**Task to carry out**
Write out the listing below without alteration, omitting its pictures.

━━━━━━━━━━

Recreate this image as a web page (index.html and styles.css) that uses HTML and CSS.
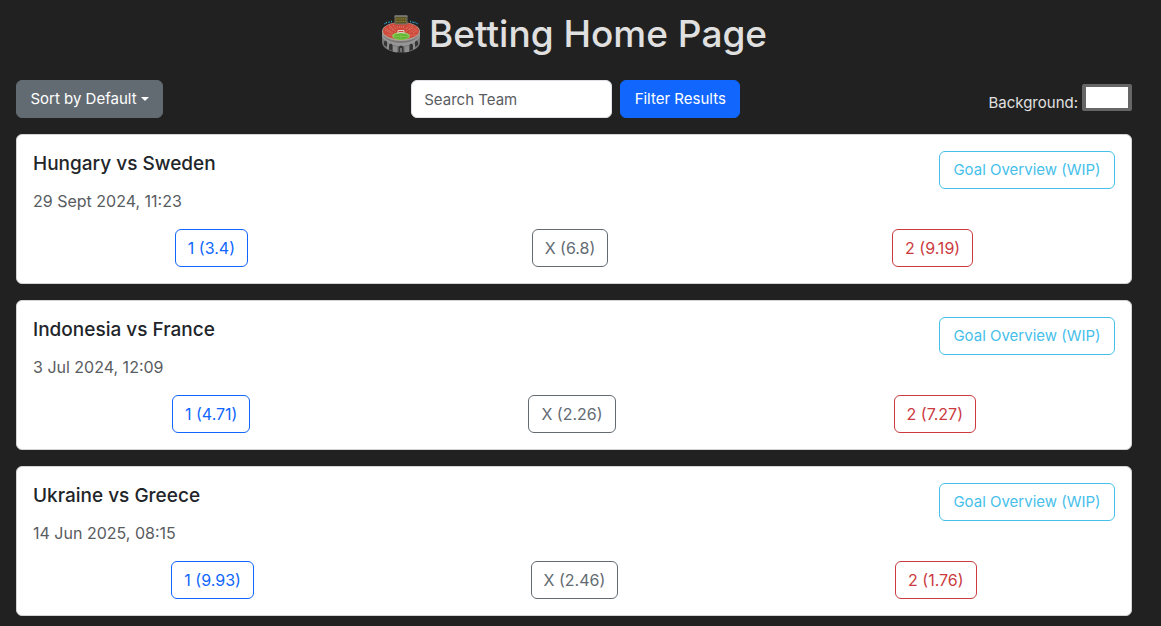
FILE: index.html
```html
<!DOCTYPE html>
<html lang="en">
<head>
<meta charset="utf-8">
<meta name="viewport" content="width=device-width, initial-scale=1">
<title>Betting Home Page</title>
<link rel="stylesheet" href="styles.css">
</head>
<body>
<header class="page-header">
  <h1 class="page-title">
    <svg class="stadium" viewBox="0 0 40 40" aria-hidden="true">
      <path d="M3 10l2-1M7 8.500l2-.5M31 8l2 .5M35 9l2 1" stroke="#2a6f9e" stroke-width="1.300"/>
      <path d="M5 8.500h1M10 7.500h1M29 7.500h1M33.500 8.500h1" stroke="#36a59a" stroke-width="1.300"/>
      <path d="M1 17v11c0 6 8 10.500 19 10.500S39 34 39 28V17z" fill="#777"/>
      <path d="M1 19c2 6 9 10 19 10s17-4 19-10v3c-2 6-9 10-19 10S3 28 1 22z" fill="#969696"/>
      <g fill="#353535">
        <path d="M3 28q1.500-3 3 0v5l-3-2zM8 31q2-3 3.500 0v6L8 35.500zM17.500 33q2.500-3 5 0v5.500h-5zM28.500 31q1.500-3 3.500 0v4.500L28.500 37zM34 28q1.500-3 3 0v3l-3 2z"/>
      </g>
      <path d="M13 32v6M15 32.500v6M25 32.500v6M27 32v6M7 30v5M33 30v5" stroke="#a5a5a5"/>
      <path d="M20 34v4" stroke="#888" stroke-width="1.500"/>
      <ellipse cx="20" cy="17.500" rx="19" ry="9.500" fill="#a9a097"/>
      <ellipse cx="20" cy="17" rx="18" ry="8.500" fill="#cf4a3b"/>
      <path d="M4 14l8 5M8 11l7 7M32 11l-7 7M36 14l-8 5M5 21h7M35 21h-7" stroke="#dc8577" stroke-width=".5"/>
      <path d="M4 16l6 3M8 13l5 4M12 11l3 4M32 19l5-3M28 16l5-3M25 15l4-4M16 13h8" stroke="#e0968a" stroke-width=".8" stroke-dasharray="1 1"/>
      <ellipse cx="20" cy="22" rx="9" ry="4" fill="#90c85a"/>
      <ellipse cx="20" cy="22.500" rx="7.500" ry="3" fill="#64b634"/>
      <path d="M20 20v5M13 22.500h14" stroke="#8dcc63" stroke-width=".5"/>
      <path d="M17 20v-3.500h6V20M18 18.500h4" fill="none" stroke="#e5cec6"/>
      <path d="M14 2h12v8H14z" fill="#5b5528" stroke="#77746a"/>
      <path d="M15 5h10M15 7.500h10" stroke="#8d7d2c" stroke-dasharray="1.500 .7"/>
      <path d="M13.500 2h13" stroke="#8b8b8b"/>
    </svg>
    <span>Betting Home Page</span>
  </h1>
</header>
<main class="content">
  <div class="toolbar">
    <button type="button" class="btn btn-sort" aria-haspopup="true">Sort by Default<span class="caret"></span></button>
    <form class="search">
      <input class="search-input" type="search" placeholder="Search Team" aria-label="Search Team">
      <button type="button" class="btn btn-filter">Filter Results</button>
    </form>
    <div class="background-picker">
      <label for="background">Background:</label>
      <input id="background" class="swatch" type="color" value="#ffffff">
    </div>
  </div>
  <article class="card">
    <div class="card-head">
      <h2 class="match">Hungary vs Sweden</h2>
      <button type="button" class="btn btn-info">Goal Overview (WIP)</button>
    </div>
    <p class="date">29 Sept 2024, 11:23</p>
    <div class="odds">
      <button type="button" class="btn btn-home">1 (3.4)</button>
      <button type="button" class="btn btn-draw">X (6.8)</button>
      <button type="button" class="btn btn-away">2 (9.19)</button>
    </div>
  </article>
  <article class="card">
    <div class="card-head">
      <h2 class="match">Indonesia vs France</h2>
      <button type="button" class="btn btn-info">Goal Overview (WIP)</button>
    </div>
    <p class="date">3 Jul 2024, 12:09</p>
    <div class="odds">
      <button type="button" class="btn btn-home">1 (4.71)</button>
      <button type="button" class="btn btn-draw">X (2.26)</button>
      <button type="button" class="btn btn-away">2 (7.27)</button>
    </div>
  </article>
  <article class="card">
    <div class="card-head">
      <h2 class="match">Ukraine vs Greece</h2>
      <button type="button" class="btn btn-info">Goal Overview (WIP)</button>
    </div>
    <p class="date">14 Jun 2025, 08:15</p>
    <div class="odds">
      <button type="button" class="btn btn-home">1 (9.93)</button>
      <button type="button" class="btn btn-draw">X (2.46)</button>
      <button type="button" class="btn btn-away">2 (1.76)</button>
    </div>
  </article>
</main>
</body>
</html>
```

FILE: styles.css
```css
* { box-sizing: border-box; }

body {
  margin: 0;
  padding: 10px 29px 0 16px;
  background: #212121;
  color: #e0e0e0;
  font: 400 16px/24px Inter, "Liberation Sans", sans-serif;
}

.page-header { margin-bottom: 22px; }

.page-title {
  display: flex;
  justify-content: center;
  align-items: center;
  gap: 8px;
  margin: 0;
  font-size: 37px;
  font-weight: 500;
  line-height: 48px;
}

.stadium { width: 40px; height: 40px; fill: none; }

.content {
  display: flex;
  flex-direction: column;
  gap: 16px;
}

.toolbar {
  display: flex;
  justify-content: space-between;
  align-items: center;
  font-size: 15px;
}

.btn {
  padding: 6px 12px;
  border: 1px solid currentColor;
  border-radius: 6px;
  background: transparent;
  font: inherit;
  white-space: nowrap;
  cursor: pointer;
}

.btn-sort {
  display: flex;
  justify-content: center;
  align-items: center;
  gap: 4px;
  min-width: 147px;
  border-color: #636b72;
  background: #636b72;
  color: #fff;
}

.caret {
  border: 4px solid transparent;
  border-top-color: currentColor;
  border-bottom: 0;
}

.search { display: flex; gap: 8px; }

.search-input {
  width: 201px;
  height: 38px;
  padding: 6px 12px;
  border: 1px solid #dee2e6;
  border-radius: 6px;
  background: #fff;
  color: #212529;
  font: inherit;
  appearance: none;
}

.search-input::placeholder { color: #595c5f; opacity: 1; }

.btn-filter {
  min-width: 120px;
  border-color: #1066fd;
  background: #1066fd;
  color: #fff;
}

.background-picker {
  display: flex;
  align-items: flex-end;
  gap: 4px;
  height: 31px;
}

.swatch {
  align-self: flex-start;
  width: 50px;
  height: 27px;
  padding: 0;
  border: solid #666;
  border-width: 3px 4px;
  border-radius: 2px;
  background: #fff;
  appearance: none;
}

.swatch::-webkit-color-swatch-wrapper { padding: 0; }
.swatch::-webkit-color-swatch { border: 0; border-radius: 0; }

.card {
  padding: 16px;
  border: 1px solid #d3d3d3;
  border-radius: 6px;
  background: #fff;
  color: #212529;
}

.card-head {
  display: flex;
  justify-content: space-between;
  align-items: flex-start;
}

.match {
  margin: 0;
  font-size: 19px;
  font-weight: 500;
  line-height: 26px;
}

.date { margin: 0 0 16px; color: #595c5f; }

.odds { display: flex; justify-content: space-around; }

.btn-info {
  min-width: 176px;
  color: #46c0ea;
  font-size: 15px;
}

.btn-home { color: #1066fd; }
.btn-draw { color: #636b72; }
.btn-away { color: #cb3a3f; }
```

━━━━━━━━━━

**Reply**
Recreate this image as a web page (index.html and styles.css) that uses HTML and CSS.
FILE: index.html
```html
<!DOCTYPE html>
<html lang="en">
<head>
<meta charset="utf-8">
<meta name="viewport" content="width=device-width, initial-scale=1">
<title>Betting Home Page</title>
<link rel="stylesheet" href="styles.css">
</head>
<body>
<header class="page-header">
  <h1 class="page-title">
    <svg class="stadium" viewBox="0 0 40 40" aria-hidden="true">
      <path d="M3 10l2-1M7 8.500l2-.5M31 8l2 .5M35 9l2 1" stroke="#2a6f9e" stroke-width="1.300"/>
      <path d="M5 8.500h1M10 7.500h1M29 7.500h1M33.500 8.500h1" stroke="#36a59a" stroke-width="1.300"/>
      <path d="M1 17v11c0 6 8 10.500 19 10.500S39 34 39 28V17z" fill="#777"/>
      <path d="M1 19c2 6 9 10 19 10s17-4 19-10v3c-2 6-9 10-19 10S3 28 1 22z" fill="#969696"/>
      <g fill="#353535">
        <path d="M3 28q1.500-3 3 0v5l-3-2zM8 31q2-3 3.500 0v6L8 35.500zM17.500 33q2.500-3 5 0v5.500h-5zM28.500 31q1.500-3 3.500 0v4.500L28.500 37zM34 28q1.500-3 3 0v3l-3 2z"/>
      </g>
      <path d="M13 32v6M15 32.500v6M25 32.500v6M27 32v6M7 30v5M33 30v5" stroke="#a5a5a5"/>
      <path d="M20 34v4" stroke="#888" stroke-width="1.500"/>
      <ellipse cx="20" cy="17.500" rx="19" ry="9.500" fill="#a9a097"/>
      <ellipse cx="20" cy="17" rx="18" ry="8.500" fill="#cf4a3b"/>
      <path d="M4 14l8 5M8 11l7 7M32 11l-7 7M36 14l-8 5M5 21h7M35 21h-7" stroke="#dc8577" stroke-width=".5"/>
      <path d="M4 16l6 3M8 13l5 4M12 11l3 4M32 19l5-3M28 16l5-3M25 15l4-4M16 13h8" stroke="#e0968a" stroke-width=".8" stroke-dasharray="1 1"/>
      <ellipse cx="20" cy="22" rx="9" ry="4" fill="#90c85a"/>
      <ellipse cx="20" cy="22.500" rx="7.500" ry="3" fill="#64b634"/>
      <path d="M20 20v5M13 22.500h14" stroke="#8dcc63" stroke-width=".5"/>
      <path d="M17 20v-3.500h6V20M18 18.500h4" fill="none" stroke="#e5cec6"/>
      <path d="M14 2h12v8H14z" fill="#5b5528" stroke="#77746a"/>
      <path d="M15 5h10M15 7.500h10" stroke="#8d7d2c" stroke-dasharray="1.500 .7"/>
      <path d="M13.500 2h13" stroke="#8b8b8b"/>
    </svg>
    <span>Betting Home Page</span>
  </h1>
</header>
<main class="content">
  <div class="toolbar">
    <button type="button" class="btn btn-sort" aria-haspopup="true">Sort by Default<span class="caret"></span></button>
    <form class="search">
      <input class="search-input" type="search" placeholder="Search Team" aria-label="Search Team">
      <button type="button" class="btn btn-filter">Filter Results</button>
    </form>
    <div class="background-picker">
      <label for="background">Background:</label>
      <input id="background" class="swatch" type="color" value="#ffffff">
    </div>
  </div>
  <article class="card">
    <div class="card-head">
      <h2 class="match">Hungary vs Sweden</h2>
      <button type="button" class="btn btn-info">Goal Overview (WIP)</button>
    </div>
    <p class="date">29 Sept 2024, 11:23</p>
    <div class="odds">
      <button type="button" class="btn btn-home">1 (3.4)</button>
      <button type="button" class="btn btn-draw">X (6.8)</button>
      <button type="button" class="btn btn-away">2 (9.19)</button>
    </div>
  </article>
  <article class="card">
    <div class="card-head">
      <h2 class="match">Indonesia vs France</h2>
      <button type="button" class="btn btn-info">Goal Overview (WIP)</button>
    </div>
    <p class="date">3 Jul 2024, 12:09</p>
    <div class="odds">
      <button type="button" class="btn btn-home">1 (4.71)</button>
      <button type="button" class="btn btn-draw">X (2.26)</button>
      <button type="button" class="btn btn-away">2 (7.27)</button>
    </div>
  </article>
  <article class="card">
    <div class="card-head">
      <h2 class="match">Ukraine vs Greece</h2>
      <button type="button" class="btn btn-info">Goal Overview (WIP)</button>
    </div>
    <p class="date">14 Jun 2025, 08:15</p>
    <div class="odds">
      <button type="button" class="btn btn-home">1 (9.93)</button>
      <button type="button" class="btn btn-draw">X (2.46)</button>
      <button type="button" class="btn btn-away">2 (1.76)</button>
    </div>
  </article>
</main>
</body>
</html>
```

FILE: styles.css
```css
* { box-sizing: border-box; }

body {
  margin: 0;
  padding: 10px 29px 0 16px;
  background: #212121;
  color: #e0e0e0;
  font: 400 16px/24px Inter, "Liberation Sans", sans-serif;
}

.page-header { margin-bottom: 22px; }

.page-title {
  display: flex;
  justify-content: center;
  align-items: center;
  gap: 8px;
  margin: 0;
  font-size: 37px;
  font-weight: 500;
  line-height: 48px;
}

.stadium { width: 40px; height: 40px; fill: none; }

.content {
  display: flex;
  flex-direction: column;
  gap: 16px;
}

.toolbar {
  display: flex;
  justify-content: space-between;
  align-items: center;
  font-size: 15px;
}

.btn {
  padding: 6px 12px;
  border: 1px solid currentColor;
  border-radius: 6px;
  background: transparent;
  font: inherit;
  white-space: nowrap;
  cursor: pointer;
}

.btn-sort {
  display: flex;
  justify-content: center;
  align-items: center;
  gap: 4px;
  min-width: 147px;
  border-color: #636b72;
  background: #636b72;
  color: #fff;
}

.caret {
  border: 4px solid transparent;
  border-top-color: currentColor;
  border-bottom: 0;
}

.search { display: flex; gap: 8px; }

.search-input {
  width: 201px;
  height: 38px;
  padding: 6px 12px;
  border: 1px solid #dee2e6;
  border-radius: 6px;
  background: #fff;
  color: #212529;
  font: inherit;
  appearance: none;
}

.search-input::placeholder { color: #595c5f; opacity: 1; }

.btn-filter {
  min-width: 120px;
  border-color: #1066fd;
  background: #1066fd;
  color: #fff;
}

.background-picker {
  display: flex;
  align-items: flex-end;
  gap: 4px;
  height: 31px;
}

.swatch {
  align-self: flex-start;
  width: 50px;
  height: 27px;
  padding: 0;
  border: solid #666;
  border-width: 3px 4px;
  border-radius: 2px;
  background: #fff;
  appearance: none;
}

.swatch::-webkit-color-swatch-wrapper { padding: 0; }
.swatch::-webkit-color-swatch { border: 0; border-radius: 0; }

.card {
  padding: 16px;
  border: 1px solid #d3d3d3;
  border-radius: 6px;
  background: #fff;
  color: #212529;
}

.card-head {
  display: flex;
  justify-content: space-between;
  align-items: flex-start;
}

.match {
  margin: 0;
  font-size: 19px;
  font-weight: 500;
  line-height: 26px;
}

.date { margin: 0 0 16px; color: #595c5f; }

.odds { display: flex; justify-content: space-around; }

.btn-info {
  min-width: 176px;
  color: #46c0ea;
  font-size: 15px;
}

.btn-home { color: #1066fd; }
.btn-draw { color: #636b72; }
.btn-away { color: #cb3a3f; }
```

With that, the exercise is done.